The task: Scan the following material for the string "with" and copy each line in which it appears.

[Data listing]
Begin
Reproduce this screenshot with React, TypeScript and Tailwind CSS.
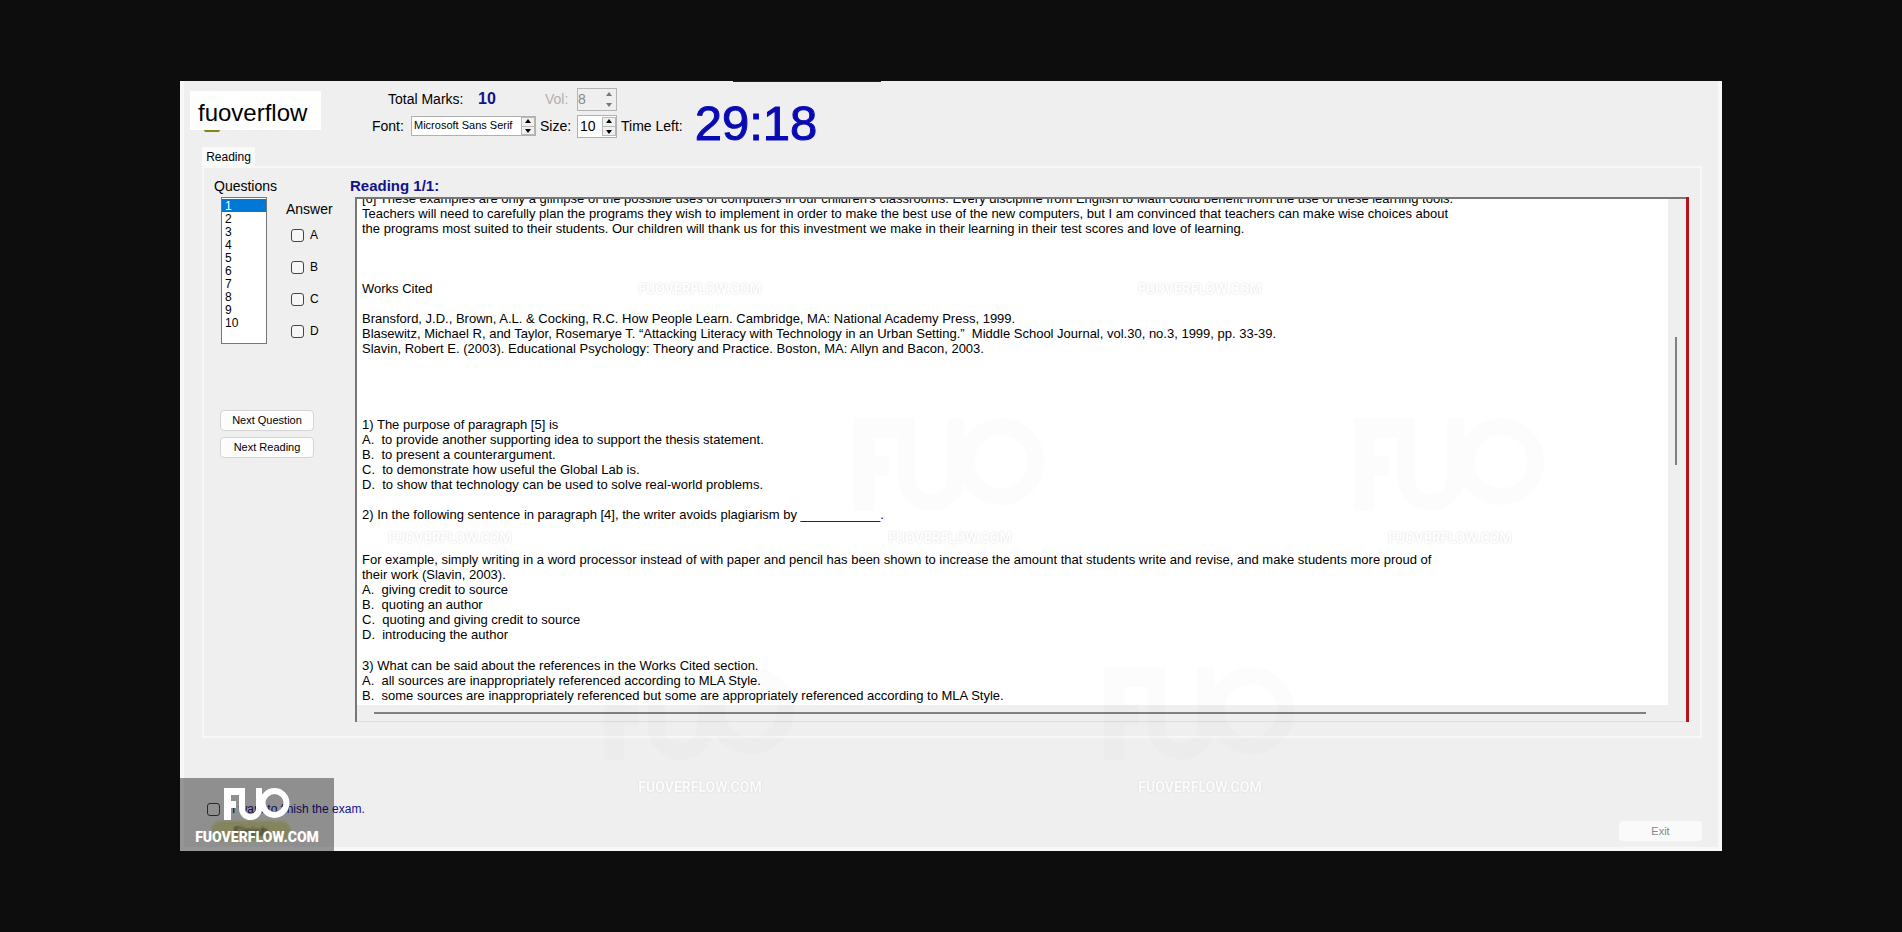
import React from "react";
import clsx from "clsx";

const questions = ["1", "2", "3", "4", "5", "6", "7", "8", "9", "10"];
const answers = ["A", "B", "C", "D"];

const passage: string[][] = [
  [
    "[6] These examples are only a glimpse of the possible uses of computers in our children's classrooms. Every discipline from English to Math could benefit from the use of these learning tools.",
    "Teachers will need to carefully plan the programs they wish to implement in order to make the best use of the new computers, but I am convinced that teachers can make wise choices about",
    "the programs most suited to their students. Our children will thank us for this investment we make in their learning in their test scores and love of learning.",
    "",
    "",
    "",
    "Works Cited",
    "",
    "Bransford, J.D., Brown, A.L. & Cocking, R.C. How People Learn. Cambridge, MA: National Academy Press, 1999.",
    "Blasewitz, Michael R, and Taylor, Rosemarye T. “Attacking Literacy with Technology in an Urban Setting.”  Middle School Journal, vol.30, no.3, 1999, pp. 33-39.",
    "Slavin, Robert E. (2003). Educational Psychology: Theory and Practice. Boston, MA: Allyn and Bacon, 2003.",
    "",
    "",
    "",
    "",
  ],
  [
    "1) The purpose of paragraph [5] is",
    "A.  to provide another supporting idea to support the thesis statement.",
    "B.  to present a counterargument.",
    "C.  to demonstrate how useful the Global Lab is.",
    "D.  to show that technology can be used to solve real-world problems.",
    "",
    "2) In the following sentence in paragraph [4], the writer avoids plagiarism by ___________.",
    "",
    "",
    "For example, simply writing in a word processor instead of with paper and pencil has been shown to increase the amount that students write and revise, and make students more proud of",
    "their work (Slavin, 2003).",
    "A.  giving credit to source",
    "B.  quoting an author",
    "C.  quoting and giving credit to source",
    "D.  introducing the author",
    "",
  ],
  [
    "3) What can be said about the references in the Works Cited section.",
    "A.  all sources are inappropriately referenced according to MLA Style.",
    "B.  some sources are inappropriately referenced but some are appropriately referenced according to MLA Style.",
  ],
];

function Arrows({ dim = false, framed = false }: { dim?: boolean; framed?: boolean }) {
  return (
    <span
      className={clsx(
        "flex w-3.5 shrink-0 flex-col items-center justify-between py-px",
        framed && "border border-[#b8b8b8] bg-[#f0f0f0]",
        dim ? "text-[#777]" : "text-black",
      )}
    >
      <svg viewBox="0 0 7 4" className="h-1 w-2 fill-current"><path d="M3.5 0 6.5 4h-6z" /></svg>
      <span className={clsx("h-px w-full", dim ? "bg-transparent" : "bg-[#b8b8b8]")} />
      <svg viewBox="0 0 7 4" className="h-1 w-2 fill-current"><path d="M3.5 4 6.5 0h-6z" /></svg>
    </span>
  );
}

function FuoMark({ className }: { className?: string }) {
  return (
    <svg viewBox="0 0 66 33" className={className} fill="none" stroke="currentColor">
      <path d="M3.5 32V3.500H15M4 16.500h8" strokeWidth="7" />
      <path d="M18 0V20.500a8.500 8.500 0 0 0 17 0V0" strokeWidth="6" />
      <circle cx="50.5" cy="15" r="12" strokeWidth="6" />
    </svg>
  );
}

function Watermark({ className, mark = false }: { className: string; mark?: boolean }) {
  return (
    <div className={clsx("pointer-events-none absolute flex w-52 flex-col items-center", className)}>
      {mark && <FuoMark className="mb-4 h-24 w-48 text-black opacity-[0.006]" />}
      <span className="font-[Roboto,sans-serif] text-sm leading-4 font-bold text-white opacity-80 [text-shadow:0_0_2px_#ccc]">
        FUOVERFLOW.COM
      </span>
    </div>
  );
}

function NextButton({ children }: { children: React.ReactNode }) {
  return (
    <button className="h-[21px] w-[94px] rounded-sm border border-[#d4d4d4] bg-[#fdfdfd] text-[11px] leading-none">
      {children}
    </button>
  );
}

export default function App() {
  return (
    <div className="min-h-screen bg-[#0d0d0d] px-45 pt-[81px] pb-20 font-['Liberation_Sans',Arial,sans-serif] text-black">
      <main className="relative flex flex-col border-x-4 border-b-4 border-[#f8f8f8] bg-[#efefef]">
        <div className="absolute top-0 left-[549px] h-px w-37 bg-[#222]" />

        <header className="flex h-[66px] items-start">
          <div className="mt-2.5 ml-1.5 w-[131px] shrink-0">
            <h1 className="flex h-[39px] items-center bg-white pt-1 pl-2 text-2xl">fuoverflow</h1>
            <div className="ml-3.5 h-0.5 w-4 rounded-b-full bg-[#8a8210]" />
          </div>
          <div className="ml-[51px] flex flex-col gap-[3px] pt-1.5 text-sm">
            <div className="flex h-6 items-center">
              <span className="ml-4 w-[90px]">Total Marks:</span>
              <b className="w-[67px] text-base text-[#12128c]">10</b>
              <label htmlFor="vol" className="w-8 text-[#b0b0b0]">Vol:</label>
              <div className="flex h-[23px] w-10 justify-between border border-[#b4b4b4] py-0.5">
                <input id="vol" disabled defaultValue="8" className="w-5 text-[#888]" />
                <Arrows dim />
              </div>
            </div>
            <div className="flex h-6 items-center">
              <label htmlFor="font" className="w-[39px]">Font:</label>
              <div className="flex h-5 w-[125px] border border-[#b0b0b0] bg-white">
                <input id="font" defaultValue="Microsoft Sans Serif" className="w-0 flex-1 pl-0.5 text-[11px]" />
                <Arrows framed />
              </div>
              <label htmlFor="size" className="w-[41px] pl-1">Size:</label>
              <div className="flex h-[23px] w-10 justify-between border border-[#b0b0b0] bg-white py-px">
                <input id="size" defaultValue="10" className="w-5 pl-0.5" />
                <Arrows framed />
              </div>
              <span className="pl-1">Time Left:</span>
            </div>
          </div>
          <time className="ml-3 pt-[18px] text-[49px] leading-none text-[#0a0ab4] [-webkit-text-stroke:1px]">29:18</time>
        </header>

        <div className="ml-[18px] flex w-[53px] bg-[#fafafa]">
          <button className="h-[19px] w-full text-xs leading-none">Reading</button>
        </div>

        <section className="mr-4 ml-[18px] flex border-2 border-[#f8f8f8] pt-[10px] pb-[14px]">
          <aside className="w-[151px] shrink-0 text-sm">
            <label htmlFor="questions" className="block w-24 pl-2.5 leading-4">Questions</label>
            <div className="flex">
              <select
                id="questions"
                size={10}
                defaultValue="1"
                className="mt-[3px] ml-[17px] h-[147px] w-[46px] overflow-hidden border border-[#777] bg-white py-px text-xs"
              >
                {questions.map((q) => (
                  <option key={q} value={q} className="h-[13px] min-h-0 p-0 pl-[3px] leading-[13px] checked:bg-[#0078d7] checked:bg-linear-to-b checked:from-[#0078d7] checked:to-[#0078d7] checked:text-white">
                    {q}
                  </option>
                ))}
              </select>
              <fieldset className="ml-[19px]">
                <legend className="float-left pt-[5px]">Answer</legend>
                <div className="clear-both flex flex-col gap-4 pt-2 pl-[5px]">
                  {answers.map((a) => (
                    <label key={a} className="flex h-4 items-center gap-1.5 text-xs">
                      <input type="checkbox" className="size-[13px] appearance-none rounded-[3px] border border-[#444] bg-[#f6f6f6]" />
                      {a}
                    </label>
                  ))}
                </div>
              </fieldset>
            </div>
            <div className="mt-[66px] ml-4 flex flex-col gap-1.5">
              <NextButton>Next Question</NextButton>
              <NextButton>Next Reading</NextButton>
            </div>
          </aside>

          <div className="mr-[11px] flex min-w-0 flex-1 flex-col">
            <h2 className="mb-[3px] -ml-[5px] text-[15px] leading-4 font-bold text-[#12128c]">Reading 1/1:</h2>
            <div className="flex flex-1 border-r-[3px] border-[#b8141c]">
              <div className="flex min-w-0 flex-1 flex-col border-t-2 border-l-2 border-t-[#777] border-l-[#777]">
                <div className="flex">
                  <article className="h-[506px] min-w-0 flex-1 overflow-hidden bg-white pl-[5px] text-[13px] leading-[15px] whitespace-pre">
                    <div className="-mt-2 flex flex-col gap-px">
                      {passage.map((block, i) => (
                        <div key={i}>
                          {block.map((line, j) => (
                            <p key={j} className="h-[15px]">{line}</p>
                          ))}
                        </div>
                      ))}
                    </div>
                  </article>
                  <div className="w-[18px] pt-[138px] pl-[7px]">
                    <div className="h-32 w-0.5 bg-[#808080]" />
                  </div>
                </div>
                <div className="h-[17px] border-b border-[#ddd] pt-[7px] pr-10 pl-[17px]">
                  <div className="h-0.5 bg-[#808080]" />
                </div>
              </div>
            </div>
          </div>
        </section>

        <footer className="flex h-[109px] items-end justify-between pr-4">
          <div className="ml-[23px] flex flex-col">
            <label className="flex items-center gap-3 text-xs text-[#12128c]">
              <input type="checkbox" className="size-[13px] appearance-none rounded-[3px] border border-[#444]" />
              I want to finish the exam.
            </label>
            <button className="mt-1 mb-1.5 ml-1 h-5 w-20 rounded-full bg-[#dcdc9c] text-[13px] leading-none text-[#333] blur-[1px]">Finish</button>
          </div>
          <button disabled className="mb-1.5 h-5 w-[83px] rounded-sm bg-[#fafafa] text-[11px] leading-none text-[#888]">Exit</button>
        </footer>

        <Watermark className="top-[200px] left-[412px]" />
        <Watermark className="top-[200px] left-[912px]" />
        <Watermark className="top-[449px] left-[162px]" />
        <Watermark mark className="top-[337px] left-[662px]" />
        <Watermark mark className="top-[337px] left-[1162px]" />
        <Watermark mark className="top-[586px] left-[412px]" />
        <Watermark mark className="top-[586px] left-[912px]" />

        <div className="absolute -bottom-1 -left-1 flex h-[73px] w-[154px] flex-col items-center bg-black/40 pt-2.5 text-white">
          <FuoMark className="h-[33px] w-[66px]" />
          <span className="mt-1 font-[Roboto,sans-serif] text-sm leading-6 font-black">FUOVERFLOW.COM</span>
        </div>
      </main>
    </div>
  );
}
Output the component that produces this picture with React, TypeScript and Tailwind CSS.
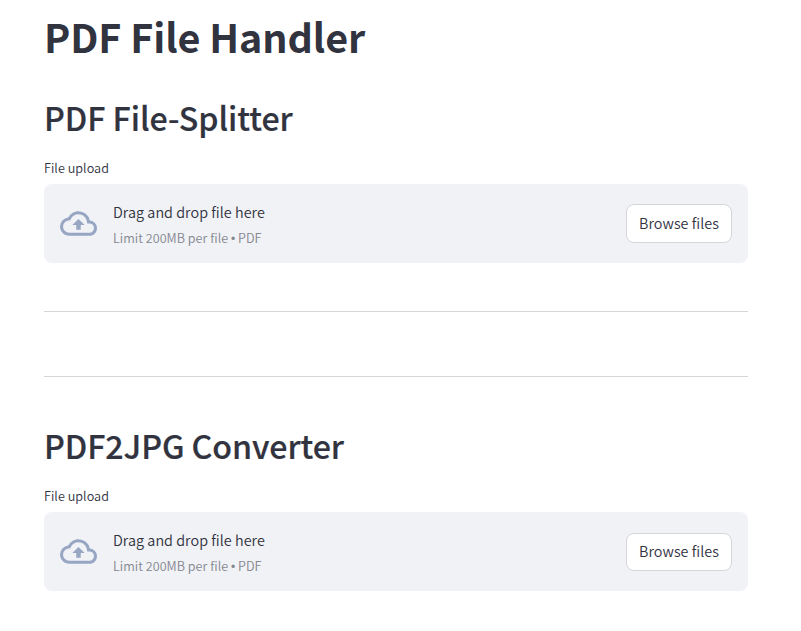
import React from "react";

function Uploader({ buttonClass }: { buttonClass: string }) {
  return (
    <div>
      <div className="flex h-6 items-center text-[12.6px] leading-[22px] tracking-[0.04px]">
        <span className="font-[350]">File upload</span>
      </div>
      <section className="mt-1 flex h-[79px] items-center rounded-lg bg-[#f0f2f6] px-4">
        <svg viewBox="0 0 24 24" className="h-[37px] w-[37px] shrink-0 fill-[#97a6c3]">
          <path d="M19.35 10.04A7.49 7.49 0 0 0 12 4C9.11 4 6.6 5.64 5.35 8.04A5.994 5.994 0 0 0 0 14c0 3.31 2.69 6 6 6h13c2.76 0 5-2.24 5-5 0-2.64-2.05-4.78-4.65-4.96zM19 18H6c-2.21 0-4-1.79-4-4 0-2.05 1.53-3.76 3.56-3.97l1.07-.11.5-.95A5.469 5.469 0 0 1 12 6c2.62 0 4.88 1.86 5.39 4.43l.3 1.5 1.53.11A2.98 2.98 0 0 1 22 15c0 1.65-1.35 3-3 3zM8 13h2.55v3h2.9v-3H16l-4-4z" />
        </svg>
        <div className="ml-4 flex flex-1 flex-col">
          <span className="h-[26px] text-[14.4px] font-[350] leading-[23px] tracking-[0.03px]">Drag and drop file here</span>
          <span className="h-[22px] text-[12.6px] font-[350] leading-[23px] tracking-[0.03px] text-[#85878f]">
            Limit 200MB per file <span className="font-['Liberation_Sans'] text-[12px] leading-none">•</span> PDF
          </span>
        </div>
        <button className={`flex w-[106px] justify-center rounded-lg border border-[#d5d6d9] bg-white text-[14.4px] font-[350] tracking-[0.03px] ${buttonClass}`}>
          Browse files
        </button>
      </section>
    </div>
  );
}

export default function App() {
  return (
    <main className="h-[631px] bg-white pl-11 pr-[53px] pt-2.5 font-['Noto_Sans_CJK_SC',sans-serif] text-[#31333f]">
      <h1 className="h-[54px] text-[39.5px] font-bold leading-[52px] tracking-[-0.1px]">PDF File Handler</h1>
      <h2 className="mt-[31px] h-[45px] text-[32.2px] font-medium leading-[44px] tracking-[-0.05px] [-webkit-text-stroke:0.2px_#31333f]">PDF File-Splitter</h2>
      <div className="mt-4"><Uploader buttonClass="h-[39px] leading-[36px]" /></div>
      <hr className="mt-12 border-[#d5d6d9]" />
      <hr className="mt-16 border-[#d5d6d9]" />
      <h2 className="mt-[46px] h-[46px] text-[32.2px] font-medium leading-[44px] tracking-[-0.08px] [-webkit-text-stroke:0.2px_#31333f]">PDF2JPG Converter</h2>
      <div className="mt-[15px]"><Uploader buttonClass="mt-px h-[38px] leading-[34px]" /></div>
    </main>
  );
}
End
Response:
Reproduce this screenshot with React, TypeScript and Tailwind CSS.
    "Blasewitz, Michael R, and Taylor, Rosemarye T. “Attacking Literacy with Technology in an Urban Setting.”  Middle School Journal, vol.30, no.3, 1999, pp. 33-39.",
    "For example, simply writing in a word processor instead of with paper and pencil has been shown to increase the amount that students write and revise, and make students more proud of",
Output the component that produces this picture with React, TypeScript and Tailwind CSS.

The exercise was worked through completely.